Complex numbers have the form* a + bi*, in which *a* and *b* are real numbers, and *i* is the solution to* x² = -1*. There's no number that satisfies the condition for *x,* as there's no possible square root of negative numbers – hence the term "imaginary number" for any number of the form *b x i *(a real number multiplied by the imaginary unit *i*). It turns out that the name notwithstanding, you can do lots of very useful math with imaginary numbers, and you find them popping up in everything from quantum mechanics to electromagnetics, relativity, and fluid dynamics.

As you plug in different values for *n* into the zeta function, it spits numbers back. Some of those numbers are zeros. A bunch of these show up when *a* – the real part of a complex number; *bi *is the imaginary part – is an even negative number, like -1, -2, -4, and so on. These are called the trivial zeros of the zeta function. However, there are also non-trivial zeros, which appear when the complex number has a real component of 1/2.

The reason these are interesting to mathematicians is because the distribution of the non-trivial zeros seems to be connected to the distribution of prime numbers. A prime number is any number greater than 1 that you can't produce by multiplying two smaller numbers; 7 and 29 are examples. As primes get bigger, there start to be more and more numbers in between them, but you never quite run out; Euclid proved that there are an infinite number of primes more than 2000 years ago. The number of prime numbers less than a given number, plugged into a graph, gives you a curve that rises sharply at first, but then starts leveling off as the gaps between primes gets bigger and bigger.

Interestingly enough, you can approximate this curve with another function: *π*(*N*) ~ *N*/log(*N*), where *π*(*N*) is the so-called prime counting function. The funny thing about this function is that the match between the actual distribution of prime numbers, and the curve given by the prime counting function, isn't exact – but the gap closes as the number *N* (any positive integer) gets bigger and bigger.

The Riemann Hypothesis says that the mismatch between the two is related to the non-trivial zeros of the zeta function. This is a fairly complicated number theory problem – one thing's for sure, it's no Collatz Conjecture – and it seems like just the sort of abstruse and totally abstract problem that only a mathematician, and a mighty cold-blooded one at that, could love. But if the hypothesis is true and the relationship between the distribution of primes really is related to the zeta function's non-trivial zeros, it could have serious implications for something very real-world: cryptography. Prime numbers are essential to modern cryptography for the Internet, and if someone proves the Riemann Hypothesis it could have very problematic consequences. In an interview with *The Guardian, *Oxford University mathematician Marcus du Sautoy said, of one purported recent proof:

"The whole of e-commerce depends on prime numbers. I have described the primes as atoms: what mathematicians are missing is a kind of mathematical prime spectrometer. Chemists have a machine that, if you give it a molecule, will tell you the atoms that it is built from. Mathematicians haven't invented a mathematical version of this. That is what we are after. If the Riemann hypothesis is true, it won't produce a prime number spectrometer. But the proof should give us more understanding of how the primes work, and therefore the proof might be translated into something that might produce this prime spectrometer. If it does, it will bring the whole of e-commerce to its knees, overnight. So there are very big implications."

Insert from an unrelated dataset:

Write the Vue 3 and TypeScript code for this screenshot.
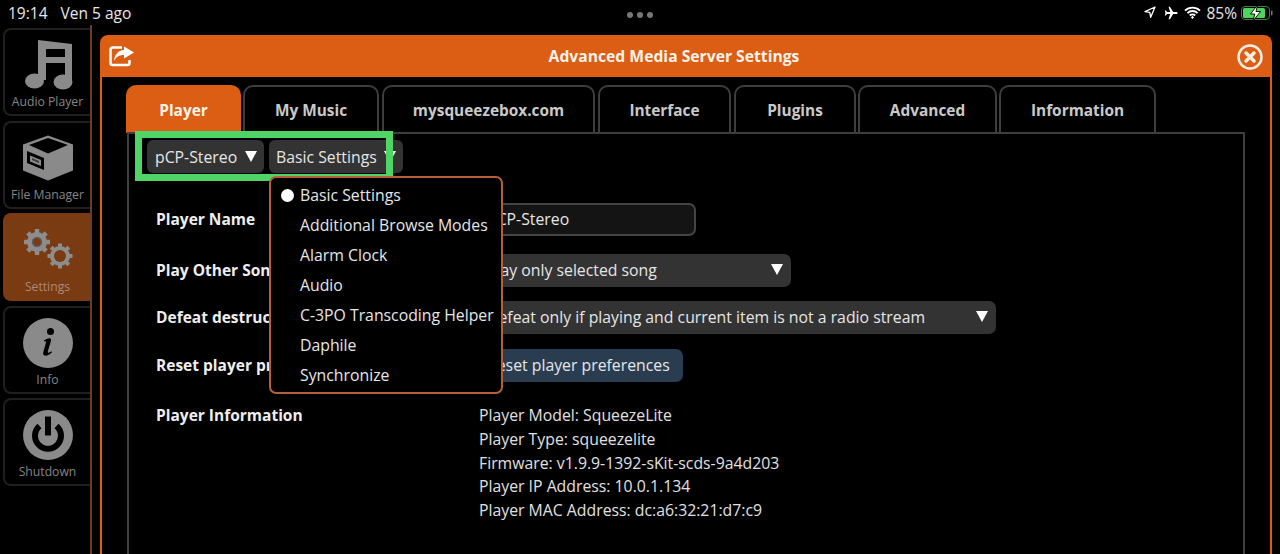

I've been trying to acquire a solid basic understanding of the Riemann Hypothesis for some time, so Derbyshire's *Prime Obsession *was exactly the sort of thing I'd been looking for. Reviews online praised it for its clarity, and Derbyshire for his ability to both convey complicated math clearly to non-mathematicians (anyone who got through high school algebra will be able to handle it with a little effort) and to put a human face on the enterprise of number theory. The book has wonderful mini-biographies of some of the greatest mathematicians in history, including Bernhard Riemann, whose rather sad life story stands in dramatic contrast to his achievements as a mathematician.

But I'm having a hard time enjoying the book. I found out, during the course of researching the author, that Derbyshire has made some rather unfortunate remarks about both women and people of color, and they're not just a few ill-considered late-night tweets – his articulated positions on both subjects led to his being dismissed from his position as a columnist for the *National Review. *I'm going to finish the book but I found the revelation about Derbyshire's views depressing. It's naive and rather romantic of me, I guess, but I have always liked to think that with intelligence, there comes a broader and more tolerant perspective as a necessary consequence, and seeing someone whose intelligence and ability as a writer I had come to respect so quickly, voicing such intolerant views, made me feel like he'd let down the side – let down the whole project of reason as a necessary facet of a life well lived.

He writes at one point in the book, about the hardscrabble environment in which Riemann grew up:

"Poverty aside, it needs an effort of imagination for us, living and working in a modern economy, to grasp the sheer difficulty of finding a job in those times and circumstances. Outside large cities the middle class barely existed. There was a scattering of merchants, parsons, schoolteachers, physicians, and government officials. Everyone else who did not own land was a craftsman, a domestic servant, or a peasant. The only respectable employment for women was as governesses; otherwise, they relied on their husbands or male family members for support."

That he can write with such natural sympathy about the oppressive conditions under which Riemann was born in the 19th century, and be so seemingly unconcerned with the oppressive conditions under which so many are born today, is puzzling. As I said, I'll finish the book – his ability to articulate complicated ideas clearly really is remarkable – but the joy's gone out of it, and I wish he had made the same "effort of imagination" to understand the living around him, as he has the dead.